Personal information
- Born: March 21, 1942 Tuscaloosa, Alabama, U.S.
- Died: July 26, 2018 (aged 76) Carson, California, U.S.
- Listed height: 6 ft 0 in (1.83 m)
- Listed weight: 188 lb (85 kg)

Career information
- High school: Long Beach Polytechnic (Long Beach, California)
- College: USC (1960–1963)
- NFL draft: 1964 (3rd round, 32nd overall pick)
- AFL draft: 1964 (6th round, 48th overall pick)

Career history

Playing
- Los Angeles Rams (1964–1965); Philadelphia Eagles (1966);

Coaching
- Tampa Bay Buccaneers (1976–1978) Wide receivers / running backs coach;

Awards and highlights
- National champion (1962); First-team All-PCC (1963); Second-team All-PCC (1962);

Career NFL statistics
- Rushing yards: 133
- Rushing average: 3
- Receptions: 5
- Receiving yards: 110
- Total touchdowns: 1
- Stats at Pro Football Reference

= Willie Brown (American football, born 1942) =

American football player and coach (1942–2018)

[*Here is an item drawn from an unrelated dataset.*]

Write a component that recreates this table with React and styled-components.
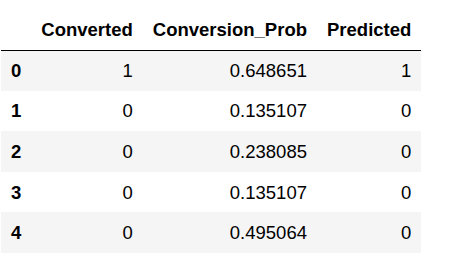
import React from 'react';
import styled, { createGlobalStyle } from 'styled-components';

const GlobalStyle = createGlobalStyle`
  body {
    margin: 0;
    background: #fff;
    font-family: "Liberation Sans", Arial, sans-serif;
  }
`;

const Frame = styled.div`
  padding-left: 1px;
`;

const Table = styled.table`
  border-collapse: collapse;
  border-spacing: 0;
  font-size: 18.5px;
  color: #000;
`;

const HeadCell = styled.th`
  height: 50px;
  box-sizing: border-box;
  padding: 0 10px 10px;
  vertical-align: bottom;
  text-align: right;
  font-weight: bold;
  line-height: 21px;
  white-space: nowrap;
  border-bottom: 1px solid #000;
`;

const Row = styled.tr`
  background: ${(p) => (p.$striped ? '#f5f5f5' : '#fff')};
`;

const IndexCell = styled.th`
  height: 40.6px;
  box-sizing: border-box;
  padding: 0 10px;
  text-align: left;
  font-weight: bold;
  line-height: 21px;
`;

const Cell = styled.td`
  height: 40.6px;
  box-sizing: border-box;
  padding: 0 10px;
  text-align: right;
  line-height: 21px;
`;

const columns = ['Converted', 'Conversion_Prob', 'Predicted'];

const rows = [
  [1, '0.648651', 1],
  [0, '0.135107', 0],
  [0, '0.238085', 0],
  [0, '0.135107', 0],
  [0, '0.495064', 0],
];

export default function App() {
  return (
    <>
      <GlobalStyle />
      <Frame>
        <Table>
          <thead>
            <tr>
              <HeadCell />
              {columns.map((c) => (
                <HeadCell key={c}>{c}</HeadCell>
              ))}
            </tr>
          </thead>
          <tbody>
            {rows.map((r, i) => (
              <Row key={i} $striped={i % 2 === 0}>
                <IndexCell>{i}</IndexCell>
                {r.map((v, j) => (
                  <Cell key={j}>{v}</Cell>
                ))}
              </Row>
            ))}
          </tbody>
        </Table>
      </Frame>
    </>
  );
}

Willie Brown (March 21, 1942 – July 26, 2018) was an American college and professional football player and coach. A star college football player for the USC Trojans, he went on to play three seasons in the National Football League (NFL). After his playing career, he served as a coach for the Trojans and the Tampa Bay Buccaneers of the NFL.

==Playing career==
Brown played high school football at Long Beach Polytechnic High School, where he won the California Interscholastic Federation player of the year award in 1959.

Brown went on to play college football at the University of Southern California (USC). As he was a two-way player for the Trojans, he began as a tailback and kickoff returner but also played defensive back and flanker. In 1962, he led the Trojans, who went on to win the national championship, in rushing, kickoff returns and interceptions. In 1963, as the team captain, he led the team in receiving, scoring and interceptions.

He was also a standout baseball player, who was a center fielder and shortstop for the university's baseball team that won the 1963 College World Series.

In the 1964 NFL draft, the Los Angeles Rams selected him with the fourth pick of the third round, 32nd overall. He played two seasons with the Rams before finishing his playing career with the Philadelphia Eagles. He accumulated 133 rushing yards and 110 receiving yards in the NFL.

==Coaching career==
Brown returned to USC as an assistant football coach from 1968 to 1975 and helped the Trojans win national championships in 1972 and 1974. He also served as a Trojan baseball assistant in 1969 and in 1970, when USC won the 1970 College World Series.

In 1976 and 1978, he went to the Tampa Bay Buccaneers where he served as the wide receivers coach and in 1977, the team's running backs coach. In his later years, Brown was an academic monitor for USC's Student-Athlete Academic Services from 1996 to 2016.

==Personal life==
Brown had two brothers, Oscar and Ollie, both of whom played Major League Baseball. Ollie, who was the first pick by the San Diego Padres in the 1968 Major League Baseball expansion draft and was known as the “Original Padre”, died in 2015.

Brown died on July 26, 2018, in Carson, California, from cancer.